В «Апологии» Тертуллиан явно фальсифицирует каждую доктрину и верование язычников, касающееся пророчеств и богов. Он называет их, без различия, демонами и дьяволами, обвиняя последних, что они подвергают одержанию даже птиц небесных! Какой христианин теперь осмелится сомневаться в таком авторитете? Разве Псалмопевец не воскликнул: «Все боги народов – идолы»; и разве ангел школы, Фома Аквинский, пользуясь своим каббалистическим авторитетом, не разъясняет слово идолы как дьяволы?
«Они приходят к людям, – говорит он, – и заставляют людей поклоняться им, совершая перед ними определенные деяния, которые кажутся чудом»[1067].
Отцы были предусмотрительны, так же как и мудры в своих выдумках.

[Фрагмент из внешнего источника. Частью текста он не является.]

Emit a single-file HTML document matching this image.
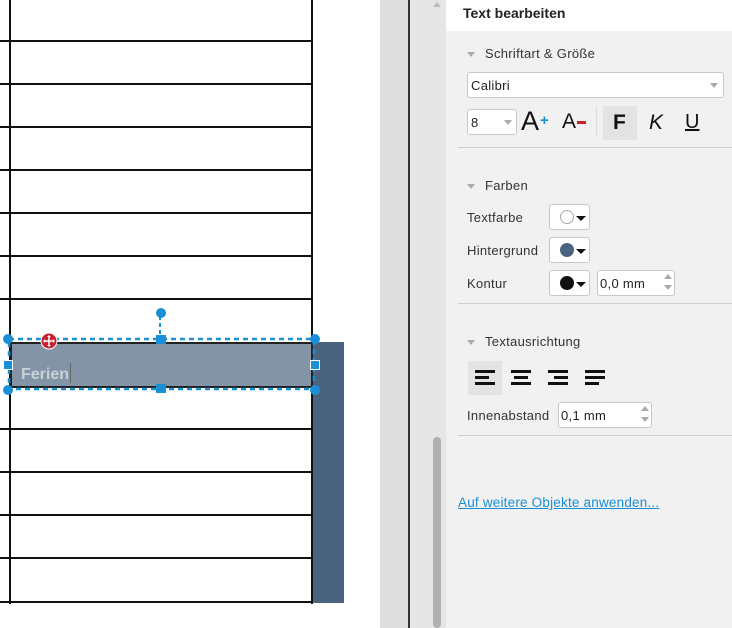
<!DOCTYPE html>
<html><head><meta charset="utf-8"><style>
*{margin:0;padding:0;box-sizing:border-box}
body{width:732px;height:628px;overflow:hidden;background:#fff;position:relative;font-family:"Liberation Sans","DejaVu Sans",sans-serif;font-size:13px;color:#222}
.a{position:absolute}
.h{position:absolute;left:0;width:313px;height:2px;background:#111}
.lbl{position:absolute;font-size:13px;color:#333;letter-spacing:0.3px}
.box{position:absolute;background:#fff;border:1px solid #c8c8c8;border-radius:3px}
.tri{position:absolute;width:0;height:0;border-left:4px solid transparent;border-right:4px solid transparent;border-top:5px solid #aaa}
.sep{position:absolute;left:458px;width:274px;height:1px;background:#cfcfcf}
.bar{position:absolute;height:3px;background:#111}
</style></head><body>
<!-- canvas -->
<div class="a" style="left:9px;top:0;width:2px;height:604px;background:#111"></div>
<div class="a" style="left:311px;top:0;width:2px;height:604px;background:#111"></div>
<div class="h" style="top:40px"></div><div class="h" style="top:83px"></div><div class="h" style="top:126px"></div><div class="h" style="top:169px"></div><div class="h" style="top:212px"></div><div class="h" style="top:255px"></div><div class="h" style="top:298px"></div>
<div class="h" style="top:428px"></div><div class="h" style="top:471px"></div><div class="h" style="top:514px"></div><div class="h" style="top:557px"></div><div class="h" style="top:601px"></div>
<div class="a" style="left:313px;top:342px;width:31px;height:261px;background:#4a6480"></div>
<div class="a" style="left:10px;top:342px;width:303px;height:46px;background:#8294a6;border:2px solid #222"></div>
<div class="a" style="left:21px;top:366px;font-weight:bold;font-size:16px;color:#c9d1d9">Ferien</div>
<div class="a" style="left:70px;top:363px;width:1px;height:20px;background:#666"></div>
<!-- selection -->
<svg class="a" style="left:0;top:300px" width="330" height="100">
<rect x="9" y="39" width="305" height="50" fill="none" stroke="#1a8fd6" stroke-width="2.5" stroke-dasharray="5,4"/>
<line x1="160" y1="16" x2="160" y2="38" stroke="#1a8fd6" stroke-width="2" stroke-dasharray="4,3"/>
</svg>
<div class="a" style="left:156px;top:308px;width:10px;height:10px;border-radius:50%;background:#1a8fd6"></div>
<div class="a" style="left:3px;top:334px;width:10px;height:10px;border-radius:50%;background:#1a8fd6"></div>
<div class="a" style="left:310px;top:334px;width:10px;height:10px;border-radius:50%;background:#1a8fd6"></div>
<div class="a" style="left:3px;top:385px;width:10px;height:10px;border-radius:50%;background:#1a8fd6"></div>
<div class="a" style="left:310px;top:385px;width:10px;height:10px;border-radius:50%;background:#1a8fd6"></div>
<div class="a" style="left:156px;top:335px;width:10px;height:9px;background:#1a8fd6"></div>
<div class="a" style="left:156px;top:384px;width:10px;height:9px;background:#1a8fd6"></div>
<div class="a" style="left:3px;top:360px;width:10px;height:10px;background:#1a8fd6;border:1px solid #fff"></div>
<div class="a" style="left:310px;top:360px;width:10px;height:10px;background:#1a8fd6;border:1px solid #fff"></div>
<svg class="a" style="left:40px;top:332px" width="18" height="18" viewBox="0 0 18 18"><circle cx="9" cy="9" r="8" fill="#c8202a" stroke="#fff" stroke-width="1"/><path d="M9 4v10M4 9h10" stroke="#fff" stroke-width="1.5"/><path d="M9 3l-2 2h4zM9 15l-2-2h4zM3 9l2-2v4zM15 9l-2-2v4z" fill="#fff"/></svg>
<!-- middle gutter -->
<div class="a" style="left:380px;top:0;width:29px;height:628px;background:#dedede"></div>
<div class="a" style="left:408px;top:0;width:2px;height:628px;background:#333"></div>
<div class="a" style="left:410px;top:0;width:36px;height:628px;background:#e6e6e6"></div>
<div class="a" style="left:433px;top:437px;width:8px;height:191px;border-radius:4px;background:#b0b0b0"></div>
<div class="a" style="left:433px;top:2px;width:0;height:0;border-left:4px solid transparent;border-right:4px solid transparent;border-bottom:5px solid #bbb"></div>
<!-- panel -->
<div class="a" style="left:446px;top:0;width:286px;height:628px;background:#f1f1f1"></div>
<div class="a" style="left:446px;top:0;width:286px;height:31px;background:#fff"></div>
<div class="a" style="left:463px;top:5px;font-weight:bold;font-size:14px;color:#222">Text bearbeiten</div>
<div class="tri" style="left:467px;top:52px"></div>
<div class="lbl" style="left:485px;top:46px">Schriftart &amp; Größe</div>
<div class="box" style="left:467px;top:72px;width:257px;height:26px"></div>
<div class="lbl" style="left:471px;top:78px;color:#222">Calibri</div>
<div class="tri" style="left:710px;top:83px"></div>
<div class="box" style="left:467px;top:109px;width:50px;height:26px"></div>
<div class="lbl" style="left:471px;top:115px;color:#222">8</div>
<div class="tri" style="left:504px;top:120px"></div>
<div class="a" style="left:521px;top:106px;font-size:27px;color:#111">A</div>
<div class="a" style="left:540px;top:112px;font-size:15px;font-weight:bold;color:#1a8fd6">+</div>
<div class="a" style="left:562px;top:110px;font-size:21px;color:#111">A</div>
<div class="a" style="left:577px;top:121px;width:9px;height:3px;background:#c8202a"></div>
<div class="a" style="left:596px;top:107px;width:1px;height:30px;background:#ddd"></div>
<div class="a" style="left:603px;top:106px;width:34px;height:34px;background:#e3e3e3"></div>
<div class="a" style="left:613px;top:111px;font-size:21px;font-weight:bold;color:#111">F</div>
<div class="a" style="left:649px;top:111px;font-size:21px;font-style:italic;color:#111">K</div>
<div class="a" style="left:685px;top:111px;font-size:20px;color:#111;text-decoration:underline">U</div>
<div class="sep" style="top:147px"></div>
<div class="tri" style="left:467px;top:184px"></div>
<div class="lbl" style="left:485px;top:178px">Farben</div>
<div class="lbl" style="left:467px;top:210px">Textfarbe</div>
<div class="box" style="left:549px;top:204px;width:41px;height:26px"></div>
<div class="a" style="left:560px;top:210px;width:14px;height:14px;border-radius:50%;border:1px solid #aaa;background:#fff"></div>
<div class="a" style="left:576px;top:216px;border-left:5px solid transparent;border-right:5px solid transparent;border-top:5px solid #111"></div>
<div class="lbl" style="left:467px;top:243px">Hintergrund</div>
<div class="box" style="left:549px;top:237px;width:41px;height:26px"></div>
<div class="a" style="left:560px;top:243px;width:14px;height:14px;border-radius:50%;background:#4a6480"></div>
<div class="a" style="left:576px;top:249px;border-left:5px solid transparent;border-right:5px solid transparent;border-top:5px solid #111"></div>
<div class="lbl" style="left:467px;top:276px">Kontur</div>
<div class="box" style="left:549px;top:270px;width:41px;height:26px"></div>
<div class="a" style="left:560px;top:276px;width:14px;height:14px;border-radius:50%;background:#111"></div>
<div class="a" style="left:576px;top:282px;border-left:5px solid transparent;border-right:5px solid transparent;border-top:5px solid #111"></div>
<div class="box" style="left:597px;top:270px;width:78px;height:26px"></div>
<div class="lbl" style="left:600px;top:276px;color:#222">0,0 mm</div>
<div class="a" style="left:664px;top:274px;border-left:4px solid transparent;border-right:4px solid transparent;border-bottom:5px solid #aaa"></div>
<div class="a" style="left:664px;top:285px;border-left:4px solid transparent;border-right:4px solid transparent;border-top:5px solid #aaa"></div>
<div class="sep" style="top:303px"></div>
<div class="tri" style="left:467px;top:340px"></div>
<div class="lbl" style="left:485px;top:334px">Textausrichtung</div>
<div class="a" style="left:468px;top:361px;width:34px;height:34px;background:#e3e3e3"></div>
<div class="bar" style="left:475px;top:370px;width:20px"></div><div class="bar" style="left:475px;top:376px;width:14px"></div><div class="bar" style="left:475px;top:382px;width:20px"></div>
<div class="bar" style="left:511px;top:370px;width:20px"></div><div class="bar" style="left:514px;top:376px;width:14px"></div><div class="bar" style="left:511px;top:382px;width:20px"></div>
<div class="bar" style="left:548px;top:370px;width:20px"></div><div class="bar" style="left:554px;top:376px;width:14px"></div><div class="bar" style="left:548px;top:382px;width:20px"></div>
<div class="bar" style="left:585px;top:370px;width:20px"></div><div class="bar" style="left:585px;top:376px;width:20px"></div><div class="bar" style="left:585px;top:382px;width:14px"></div>
<div class="lbl" style="left:467px;top:408px">Innenabstand</div>
<div class="box" style="left:558px;top:402px;width:94px;height:26px"></div>
<div class="lbl" style="left:561px;top:408px;color:#222">0,1 mm</div>
<div class="a" style="left:641px;top:406px;border-left:4px solid transparent;border-right:4px solid transparent;border-bottom:5px solid #aaa"></div>
<div class="a" style="left:641px;top:417px;border-left:4px solid transparent;border-right:4px solid transparent;border-top:5px solid #aaa"></div>
<div class="sep" style="top:435px"></div>
<div class="a" style="left:458px;top:495px;font-size:13.5px;letter-spacing:0.2px;color:#1a8fd6;text-decoration:underline">Auf weitere Objekte anwenden...</div>
</body></html>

Чтобы сохранить беспристрастность, они, после создания дьявола, взялись за создание апокрифических святых. Мы уже назвали нескольких из них в предыдущих главах, но мы не должны забыть Барония, который, прочтя в одном труде Хризостома о священной Ксенорис (это слово означает пара), – принял это за имя святого и тотчас приступил к созданию из него мученика из Антиохии, причем дал подробную и подлинную биографию «благословенного мученика». Другие теологи сделали из Аполлиона, или, вернее, из Apolouôn, – Антихриста. Apolouфn есть платоновский «мойщик», бог, который очищает, отмывает и освобождает нас от греха, но он был таким образом переделан в того, «чье имя на еврейском языке – Абаддон; а на греческом языке его имя Аполлион» – дьявол!
Макс Мюллер говорит, что Змей в Раю представляет собою концепцию, которая могла возникнуть среди евреев и «кажется едва ли предлагающей сравнение с гораздо более величественными концепциями страшной власти Вритра и Ахримана в Веде и в «Авесте». У каббалистов дьявол всегда был мифом – обратной стороной Бога или добра. Современный маг Элифас Леви называет дьявола l’ivresse astrale[1068]. Это слепая сила, подобная электричеству, – он говорит; и, говоря аллегорически, как он всегда это делал, Иисус сказал, что он «видел, как Сатана подобно молнии падал с неба».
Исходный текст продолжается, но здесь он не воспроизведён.